**PROBLEM DETAILS:** Set down all of the data that follows word for word, without the images.

**DATA SHOWN:**
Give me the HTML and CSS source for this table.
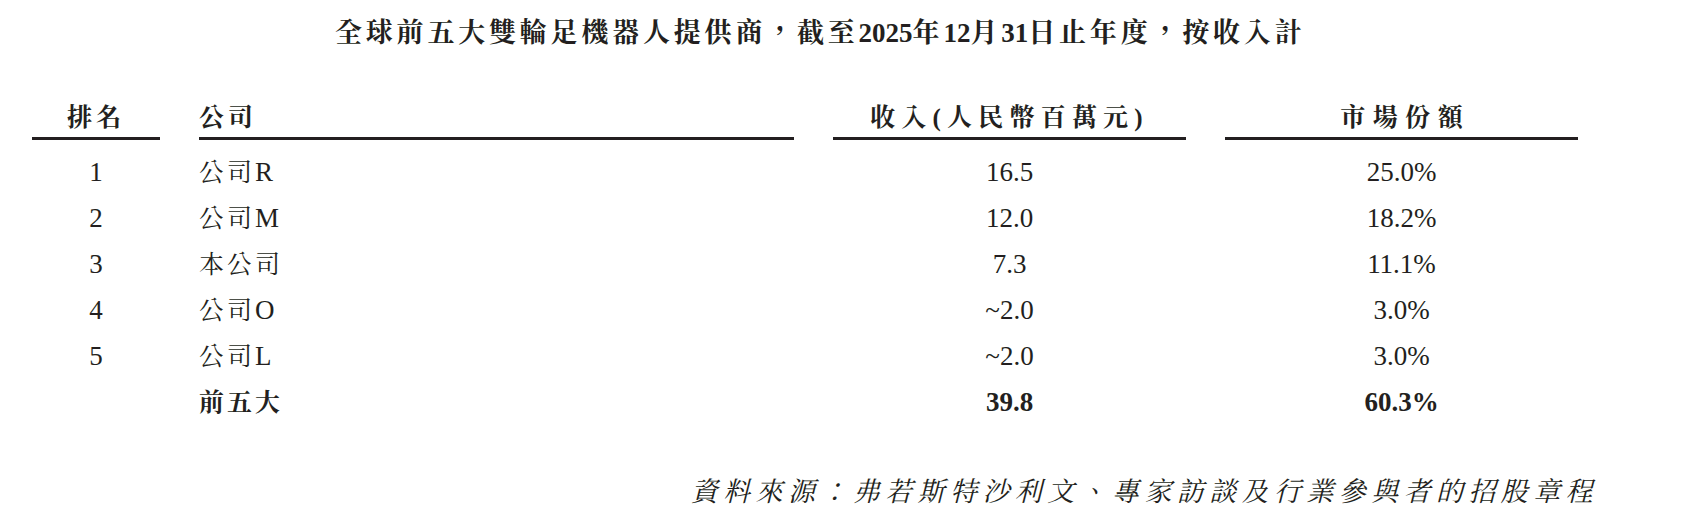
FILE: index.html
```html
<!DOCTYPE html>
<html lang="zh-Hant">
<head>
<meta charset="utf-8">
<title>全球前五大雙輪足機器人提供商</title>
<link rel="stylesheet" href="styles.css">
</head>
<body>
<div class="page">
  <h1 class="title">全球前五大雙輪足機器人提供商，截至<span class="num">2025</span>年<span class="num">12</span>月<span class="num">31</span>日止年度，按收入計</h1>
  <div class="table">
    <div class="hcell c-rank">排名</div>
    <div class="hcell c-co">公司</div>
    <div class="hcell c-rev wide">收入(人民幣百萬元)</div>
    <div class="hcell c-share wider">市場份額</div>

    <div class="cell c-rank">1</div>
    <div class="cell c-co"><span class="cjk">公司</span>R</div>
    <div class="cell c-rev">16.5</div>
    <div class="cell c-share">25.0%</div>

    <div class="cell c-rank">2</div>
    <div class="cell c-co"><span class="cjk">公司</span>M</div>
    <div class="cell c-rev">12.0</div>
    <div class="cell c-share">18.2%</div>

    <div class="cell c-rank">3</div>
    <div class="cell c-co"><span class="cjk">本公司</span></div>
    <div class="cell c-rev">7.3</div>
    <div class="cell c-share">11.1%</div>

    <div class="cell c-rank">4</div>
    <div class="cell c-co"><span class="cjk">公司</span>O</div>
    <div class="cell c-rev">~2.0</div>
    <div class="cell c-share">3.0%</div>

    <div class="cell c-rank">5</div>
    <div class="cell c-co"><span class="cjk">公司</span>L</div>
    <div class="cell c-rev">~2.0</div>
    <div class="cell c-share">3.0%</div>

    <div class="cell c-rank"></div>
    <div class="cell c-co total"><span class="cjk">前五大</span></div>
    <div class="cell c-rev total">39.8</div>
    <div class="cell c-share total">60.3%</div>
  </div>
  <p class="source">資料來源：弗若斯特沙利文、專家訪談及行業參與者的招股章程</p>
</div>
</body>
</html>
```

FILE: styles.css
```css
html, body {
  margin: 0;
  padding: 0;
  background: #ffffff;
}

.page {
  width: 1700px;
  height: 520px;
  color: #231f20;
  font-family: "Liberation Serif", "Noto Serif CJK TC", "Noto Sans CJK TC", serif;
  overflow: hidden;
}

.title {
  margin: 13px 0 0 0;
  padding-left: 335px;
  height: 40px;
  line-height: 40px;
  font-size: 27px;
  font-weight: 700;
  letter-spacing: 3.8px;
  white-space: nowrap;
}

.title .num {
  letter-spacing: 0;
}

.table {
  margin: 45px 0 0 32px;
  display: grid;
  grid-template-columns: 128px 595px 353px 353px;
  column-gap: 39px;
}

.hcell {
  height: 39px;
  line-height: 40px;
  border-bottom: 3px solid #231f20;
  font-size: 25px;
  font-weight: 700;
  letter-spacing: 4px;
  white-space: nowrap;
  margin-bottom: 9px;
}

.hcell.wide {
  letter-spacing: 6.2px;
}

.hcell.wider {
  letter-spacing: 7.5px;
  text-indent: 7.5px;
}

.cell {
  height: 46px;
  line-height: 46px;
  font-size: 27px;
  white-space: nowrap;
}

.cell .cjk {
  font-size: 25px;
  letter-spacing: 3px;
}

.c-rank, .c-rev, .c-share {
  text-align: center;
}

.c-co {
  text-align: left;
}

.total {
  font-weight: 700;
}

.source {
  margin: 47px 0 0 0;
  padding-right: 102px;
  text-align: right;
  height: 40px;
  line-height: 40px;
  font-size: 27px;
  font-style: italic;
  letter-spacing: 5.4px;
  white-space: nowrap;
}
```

**OUTPUT OF THE EXERCISE:**
Give me the HTML and CSS source for this table.
FILE: index.html
```html
<!DOCTYPE html>
<html lang="zh-Hant">
<head>
<meta charset="utf-8">
<title>全球前五大雙輪足機器人提供商</title>
<link rel="stylesheet" href="styles.css">
</head>
<body>
<div class="page">
  <h1 class="title">全球前五大雙輪足機器人提供商，截至<span class="num">2025</span>年<span class="num">12</span>月<span class="num">31</span>日止年度，按收入計</h1>
  <div class="table">
    <div class="hcell c-rank">排名</div>
    <div class="hcell c-co">公司</div>
    <div class="hcell c-rev wide">收入(人民幣百萬元)</div>
    <div class="hcell c-share wider">市場份額</div>

    <div class="cell c-rank">1</div>
    <div class="cell c-co"><span class="cjk">公司</span>R</div>
    <div class="cell c-rev">16.5</div>
    <div class="cell c-share">25.0%</div>

    <div class="cell c-rank">2</div>
    <div class="cell c-co"><span class="cjk">公司</span>M</div>
    <div class="cell c-rev">12.0</div>
    <div class="cell c-share">18.2%</div>

    <div class="cell c-rank">3</div>
    <div class="cell c-co"><span class="cjk">本公司</span></div>
    <div class="cell c-rev">7.3</div>
    <div class="cell c-share">11.1%</div>

    <div class="cell c-rank">4</div>
    <div class="cell c-co"><span class="cjk">公司</span>O</div>
    <div class="cell c-rev">~2.0</div>
    <div class="cell c-share">3.0%</div>

    <div class="cell c-rank">5</div>
    <div class="cell c-co"><span class="cjk">公司</span>L</div>
    <div class="cell c-rev">~2.0</div>
    <div class="cell c-share">3.0%</div>

    <div class="cell c-rank"></div>
    <div class="cell c-co total"><span class="cjk">前五大</span></div>
    <div class="cell c-rev total">39.8</div>
    <div class="cell c-share total">60.3%</div>
  </div>
  <p class="source">資料來源：弗若斯特沙利文、專家訪談及行業參與者的招股章程</p>
</div>
</body>
</html>
```

FILE: styles.css
```css
html, body {
  margin: 0;
  padding: 0;
  background: #ffffff;
}

.page {
  width: 1700px;
  height: 520px;
  color: #231f20;
  font-family: "Liberation Serif", "Noto Serif CJK TC", "Noto Sans CJK TC", serif;
  overflow: hidden;
}

.title {
  margin: 13px 0 0 0;
  padding-left: 335px;
  height: 40px;
  line-height: 40px;
  font-size: 27px;
  font-weight: 700;
  letter-spacing: 3.8px;
  white-space: nowrap;
}

.title .num {
  letter-spacing: 0;
}

.table {
  margin: 45px 0 0 32px;
  display: grid;
  grid-template-columns: 128px 595px 353px 353px;
  column-gap: 39px;
}

.hcell {
  height: 39px;
  line-height: 40px;
  border-bottom: 3px solid #231f20;
  font-size: 25px;
  font-weight: 700;
  letter-spacing: 4px;
  white-space: nowrap;
  margin-bottom: 9px;
}

.hcell.wide {
  letter-spacing: 6.2px;
}

.hcell.wider {
  letter-spacing: 7.5px;
  text-indent: 7.5px;
}

.cell {
  height: 46px;
  line-height: 46px;
  font-size: 27px;
  white-space: nowrap;
}

.cell .cjk {
  font-size: 25px;
  letter-spacing: 3px;
}

.c-rank, .c-rev, .c-share {
  text-align: center;
}

.c-co {
  text-align: left;
}

.total {
  font-weight: 700;
}

.source {
  margin: 47px 0 0 0;
  padding-right: 102px;
  text-align: right;
  height: 40px;
  line-height: 40px;
  font-size: 27px;
  font-style: italic;
  letter-spacing: 5.4px;
  white-space: nowrap;
}
```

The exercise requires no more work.